How over-the-top must this have been for staunch Republican John Ashcroft to have risen from his ICU bed to argue against it and the entire top echelon of the DOJ were preparing to resign? These are not ordinary times and the law enforcement community has not been particularly squeamish about stretching the Bill of Rights. None of those people are bleeding heart liberals or candidates for the presidency of the ACLU. For them to be this adamant, it must have been something completely beyond the pale.

My suspicion has always been that there was some part of this program --- or an entirely different program --- that included spying on political opponents.

There are worse scenarios, but the implications of a State under one-party rule focusing the apparatuses of national security on their political opposition -- in a time of war during a patriotic media frenzy -- gives me the fucking willies, man. I mean, where do you go from there?

And on the other side, we've got more lukewarm Cream of Wheat from that reliably non-fascist alternative, the Democratic Party. Sigh.

Responses

Gravel Fever... 08.

Yeah, I know, and it might even be fun, but I don't get a strong feeling that Mike Gravel has the mojo to really make a move. His skills as a candidate seem a little too dull, though the opportunity is still wide open.

I actually met the internet guy for Ron Paul yesterday at Personal Democracy Forum.
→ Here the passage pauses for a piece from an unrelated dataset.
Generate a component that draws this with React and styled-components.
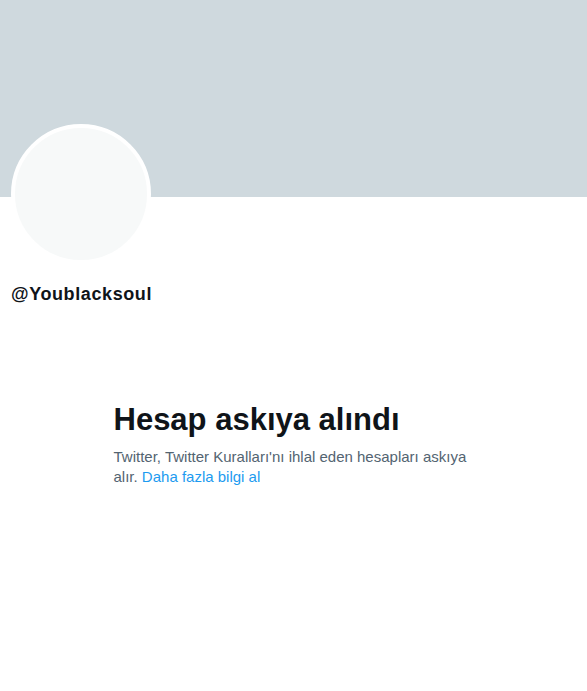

He's totally drunk the decentralized Kool Aid, and he said that people are starting to put together their own meetups and do local flyering, etc.
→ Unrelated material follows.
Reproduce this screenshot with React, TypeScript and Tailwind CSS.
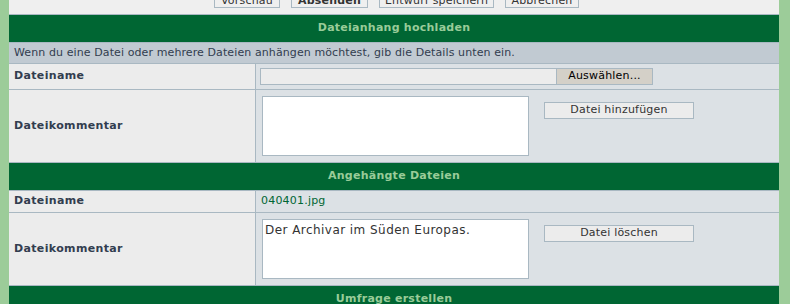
import React from "react";

const font = { fontFamily: '"DejaVu Sans", Verdana, sans-serif' };

function Header({ children }: { children: React.ReactNode }) {
  return (
    <div className="h-[28px] shrink-0 bg-[#006633] flex items-center justify-center text-[11px] font-bold tracking-[0.25px] text-[#99cc99] border-b border-[#a9b8c2]">
      {children}
    </div>
  );
}

function Row({ label, height, children }: { label: string; height: string; children: React.ReactNode }) {
  return (
    <div className={`flex shrink-0 border-b border-[#a9b8c2] ${height}`}>
      <div className="w-[247px] shrink-0 bg-[#ececec] border-r border-[#a9b8c2] flex items-center pl-[5px] text-[11px] font-bold tracking-[0.35px] text-[#323d4f]">
        {label}
      </div>
      <div className="flex-1 bg-[#dce1e5] pl-[4px]">{children}</div>
    </div>
  );
}

const topBtn =
  "mt-[-11px] h-[19px] shrink-0 border border-[#a9b8c2] bg-[#efefef] text-[11px] leading-[13px] tracking-[0.2px] text-[#333] flex items-end justify-center";

export default function App() {
  return (
    <div className="w-[790px] h-[304px] overflow-hidden flex bg-[#9ccc99]" style={font}>
      <div className="w-[9px] shrink-0 bg-[#9ccc99]" />
      <div className="w-[770px] shrink-0 flex flex-col bg-[#efefef]">
        <div className="h-[15px] shrink-0 overflow-hidden border-b border-[#a9b8c2] bg-[#efefef] flex justify-center gap-[11px] pl-[5px]">
          <div className={`${topBtn} w-[66px]`}>Vorschau</div>
          <div className={`${topBtn} w-[77px] font-bold`}>Absenden</div>
          <div className={`${topBtn} w-[115px]`}>Entwurf speichern</div>
          <div className={`${topBtn} w-[74px]`}>Abbrechen</div>
        </div>
        <Header>Dateianhang hochladen</Header>
        <div className="h-[21px] shrink-0 bg-[#c1cad2] border-b border-[#a9b8c2] flex items-center pl-[5px] text-[11px] tracking-[0.1px] text-[#323d4f]">
          Wenn du eine Datei oder mehrere Dateien anhängen möchtest, gib die Details unten ein.
        </div>
        <Row label="Dateiname" height="h-[26px]">
          <div className="flex mt-[4px] h-[17px]">
            <div className="w-[297px] bg-[#ececec] border border-[#a9b8c2]" />
            <div className="w-[96px] bg-[#d4d0c8] border border-[#a9b8c2] border-l-0 flex items-center justify-center text-[11px] tracking-[0.2px] text-black">
              Auswählen...
            </div>
          </div>
        </Row>
        <Row label="Dateikommentar" height="h-[73px]">
          <div className="flex items-start pt-[6px] pl-[2px]">
            <div className="w-[267px] h-[60px] bg-white border border-[#a9b8c2]" />
            <div className="ml-[15px] mt-[6px] w-[150px] h-[17px] bg-[#ececec] border border-[#a9b8c2] flex items-center justify-center text-[11px] tracking-[0.2px] text-[#333]">
              Datei hinzufügen
            </div>
          </div>
        </Row>
        <Header>Angehängte Dateien</Header>
        <Row label="Dateiname" height="h-[22px]">
          <div className="h-full flex items-center pl-[1px] text-[11px] tracking-[0.2px] text-[#006633]">040401.jpg</div>
        </Row>
        <Row label="Dateikommentar" height="h-[73px]">
          <div className="flex items-start pt-[6px] pl-[2px]">
            <div className="w-[267px] h-[60px] bg-white border border-[#a9b8c2] px-[2px] pt-[2px] text-[12px] tracking-[0.45px] text-[#333] leading-[16px]">
              Der Archivar im Süden Europas.
            </div>
            <div className="ml-[15px] mt-[6px] w-[150px] h-[17px] bg-[#ececec] border border-[#a9b8c2] flex items-center justify-center text-[11px] tracking-[0.2px] text-[#333]">
              Datei löschen
            </div>
          </div>
        </Row>
        <Header>Umfrage erstellen</Header>
      </div>
      <div className="flex-1 bg-[#9ccc99]" />
    </div>
  );
}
If they ban him from the debates, I'm looking for him to blow up and do something interesting on the GOP side.

It will be interesting to see whether these semi-fringe candidates (Gravel, Paul) who are willing to challenge party/establishment orthodoxy in places where it diverges sharply from the truth are able to get any traction.

I have similar feelings about Paul as I do Gravel. Neither strikes me as skilled or charismatic enough to make it stick (which was the combination Dean brought to the table in early 2003). Decentralization is a great strategy for anyone not in the lead pack, but without a candidate who can really create energy I don't know how far it can go.
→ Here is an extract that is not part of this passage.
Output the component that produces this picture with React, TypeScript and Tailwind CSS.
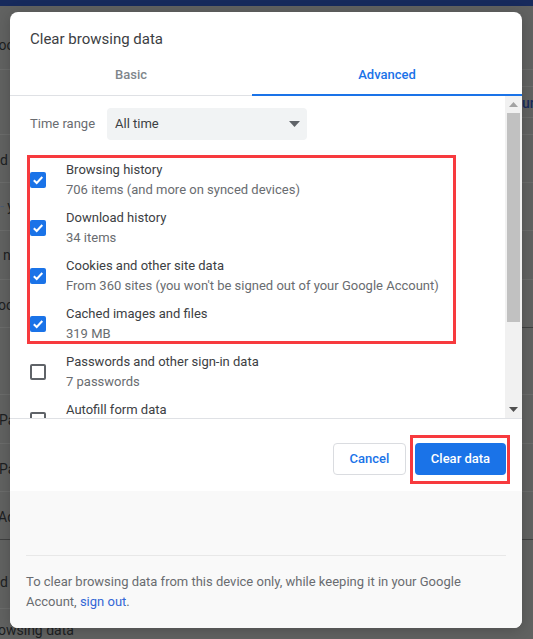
import React from "react";

const ROWS = [
  { title: "Browsing history", sub: "706 items (and more on synced devices)", checked: true },
  { title: "Download history", sub: "34 items", checked: true },
  { title: "Cookies and other site data", sub: "From 360 sites (you won't be signed out of your Google Account)", checked: true },
  { title: "Cached images and files", sub: "319 MB", checked: true },
  { title: "Passwords and other sign-in data", sub: "7 passwords", checked: false },
  { title: "Autofill form data", sub: "2 addresses", checked: false },
];

function Checkbox({ checked }: { checked: boolean }) {
  if (!checked) {
    return <div className="w-4 h-4 shrink-0 rounded-[2px] border-2 border-[#5f6368]" />;
  }
  return (
    <div className="w-4 h-4 shrink-0 rounded-[2px] bg-[#1a73e8] flex items-center justify-center">
      <svg width="12" height="12" viewBox="0 0 12 12" fill="none">
        <path d="M1.8 6.2 L4.7 9 L10.3 3" stroke="#fff" strokeWidth="2" />
      </svg>
    </div>
  );
}

function DataRow({ title, sub, checked }: { title: string; sub: string; checked: boolean }) {
  return (
    <div className="h-12 flex items-center shrink-0">
      <Checkbox checked={checked} />
      <div className="ml-[20px] text-[13px] leading-[20px] whitespace-nowrap">
        <div className="text-[#3c4043]">{title}</div>
        <div className="text-[#696c70]">{sub}</div>
      </div>
    </div>
  );
}

function Backdrop() {
  return (
    <div className="absolute inset-0 flex flex-col bg-[#616261] overflow-hidden font-['Roboto',sans-serif] text-[14px] text-[#1d1f22]">
      <div className="h-[6px] shrink-0 bg-[#172a5c]" />
      <div className="flex flex-1 justify-between">
        <div className="w-[60px] flex flex-col">
          <div className="h-[64px] pt-[29px] border-b border-[#6b6c6b] leading-[20px] -ml-[11px]">Goo</div>
          <div className="h-[65px] border-b border-[#6b6c6b]" />
          <div className="h-[48px] pt-[15px] border-b border-[#6b6c6b] leading-[20px]">d</div>
          <div className="h-[48px] pt-[13px] border-b border-[#6b6c6b] leading-[20px]">
            <span className="text-[#4a5a70]">-</span> y
          </div>
          <div className="h-[49px] pt-[14px] border-b border-[#6b6c6b] leading-[20px] pl-[3px]">n</div>
          <div className="h-[48px] pt-[15px] border-b border-[#6b6c6b] leading-[20px] -ml-[2px]">oo</div>
          <div className="h-[67px] border-b border-[#6b6c6b]" />
          <div className="h-[49px] pt-[15px] border-b border-[#6b6c6b] leading-[20px] -ml-[1px]">Pa</div>
          <div className="h-[48px] pt-[15px] border-b border-[#6b6c6b] leading-[20px] -ml-[1px]">Pay</div>
          <div className="h-[48px] pt-[15px] border-b border-[#3f4040] leading-[20px] -ml-[2px]">Ad</div>
          <div className="h-[69px] pt-[32px] border-b border-[#6b6c6b] leading-[20px]">d</div>
          <div className="pt-[11px] leading-[20px] -ml-[2px] whitespace-nowrap">owsing data</div>
        </div>
        <div className="w-[60px] flex flex-col">
          <div className="h-[64px] border-b border-[#6b6c6b]" />
          <div className="h-[17px] border-b border-[#6b6c6b]" />
          <div className="h-[31px] pt-[6px] border-b border-[#6b6c6b] leading-[20px] pl-[49px] font-medium text-[#172a5c] whitespace-nowrap overflow-hidden">ur</div>
          <div className="h-[17px] border-b border-[#6b6c6b]" />
          <div className="h-[48px] border-b border-[#6b6c6b]" />
          <div className="h-[48px] border-b border-[#6b6c6b]" />
          <div className="h-[49px] border-b border-[#6b6c6b]" />
          <div className="h-[48px] border-b border-[#3f4040]" />
          <div className="h-[67px] border-b border-[#6b6c6b]" />
          <div className="h-[49px] border-b border-[#6b6c6b]" />
          <div className="h-[48px] border-b border-[#6b6c6b]" />
          <div className="h-[48px] border-b border-[#3f4040]" />
        </div>
      </div>
    </div>
  );
}

function Scrollbar() {
  return (
    <div className="w-[17px] shrink-0 bg-[#f1f1f1] flex flex-col items-center">
      <div className="h-[17px] w-full flex items-center justify-center">
        <svg width="9" height="5" viewBox="0 0 9 5"><path d="M4.5 0 L9 5 L0 5 Z" fill="#a3a3a3" /></svg>
      </div>
      <div className="h-[209px] w-[13px] bg-[#c1c1c1]" />
      <div className="flex-1" />
      <div className="h-[17px] w-full flex items-center justify-center">
        <svg width="9" height="5" viewBox="0 0 9 5"><path d="M0 0 L9 0 L4.5 5 Z" fill="#505050" /></svg>
      </div>
    </div>
  );
}

export default function App() {
  return (
    <div className="relative w-[533px] h-[639px] overflow-hidden font-['Roboto',sans-serif]">
      <Backdrop />
      <div className="absolute left-[10px] top-[12px] w-[512px] h-[616px] rounded-[8px] bg-white overflow-hidden flex flex-col shadow-[0_2px_14px_rgba(0,0,0,0.2)]">
        <div className="h-[54px] shrink-0 pl-[20px] pt-[17px] text-[15px] leading-[20px] text-[#3c4043]">Clear browsing data</div>

        <div className="h-[30px] shrink-0 flex border-b border-[#dfe1e5] text-[13px] font-medium">
          <div className="w-[242px] -mt-px text-center leading-[20px] text-[#80868b]">Basic</div>
          <div className="flex-1 -mb-px border-b-2 border-[#1a73e8] text-center leading-[18px] text-[#1a73e8]">Advanced</div>
        </div>

        <div className="h-[322px] shrink-0 flex overflow-hidden">
          <div className="flex-1 pl-[20px] overflow-hidden flex flex-col">
            <div className="flex items-center mt-[12px] h-[32px] shrink-0 text-[13px]">
              <div className="w-[77px] text-[#696c70]">Time range</div>
              <div className="w-[200px] h-[32px] rounded-[4px] bg-[#f1f3f4] flex items-center justify-between pl-[8px] pr-[7px] text-[#3c4043]">
                All time
                <svg width="11" height="6" viewBox="0 0 11 6"><path d="M0 0 L11 0 L5.5 6 Z" fill="#5f6368" /></svg>
              </div>
            </div>
            <div className="mt-[16px] flex flex-col">
              {ROWS.map((r) => (
                <DataRow key={r.title} title={r.title} sub={r.sub} checked={r.checked} />
              ))}
            </div>
          </div>
          <Scrollbar />
        </div>

        <div className="h-[73px] shrink-0 border-t border-[#dfe1e5] flex justify-end items-start pt-[24px] pr-[16px] gap-[9px] text-[13px] font-medium">
          <div className="w-[73px] h-[32px] rounded-[4px] border border-[#dadce0] flex items-center justify-center text-[#1a73e8]">Cancel</div>
          <div className="w-[91px] h-[32px] rounded-[4px] bg-[#1a73e8] flex items-center justify-center text-white">Clear data</div>
        </div>

        <div className="flex-1 bg-[#f9f9f9] px-[16px] pt-[64px]">
          <div className="border-t border-[#e8e8e8] pt-[16px] text-[13px] leading-[20px] text-[#696c70]">
            To clear browsing data from this device only, while keeping it in your Google Account, <span className="text-[#3367d6]">sign out</span>.
          </div>
        </div>
      </div>

      {/* red annotation boxes drawn on top of the screenshot */}
      <div className="absolute left-[27px] top-[155px] w-[429px] h-[189px] border-[3px] border-[#f73a3e]" />
      <div className="absolute left-[410px] top-[435px] w-[100px] h-[49px] border-[3px] border-[#f73a3e]" />
    </div>
  );
}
I hear ya. My thinking on it is two-fold. First I want to see if a constituency can literally make a candidate what they are. i.e. even if Gravel or Paul aren't saavy enough to this whole decentralization thing, can we as 'early adopters' put it on them to listen to this base that they didn't necessarily work for, but suddenly have. THat sounds vague because it is - I'm still thinking it through.

Second, I want to spend the primaries actually wanting the guy I'm pushing to make it. I don't want Edwards, or Hillary, or Obama - If thats all we got to put up then screw it. I got better things to waste my time on. I'm guessing I'll come back around before the end of the year, but in this moment, I need to care aout the person I'm promoting.

They weren't state Attorney Generals, but federal prosecutors. If he had removed State AGs, I think he would have started not only a constitutional crisis, but possible civil war;-)

Second, more evidence of this whole spying for political purposes is the '04 Republican convention. Look at what came out this week, the NYPD was spying, not watching, but straight up infiltrating and spying on groups leading up to the convention, sometimes across state lines. It only got big media's attention because "celebrities" were involved, but it encompassed many more people than that. Now, it's not a big leap to think they may have been directed, authorized, and re-assured to legality by Rove, Card, Gonzalez, Cheney, et al. I mean, come on, the NYPD has the resources to conduct that much intelligence activity? Just saying.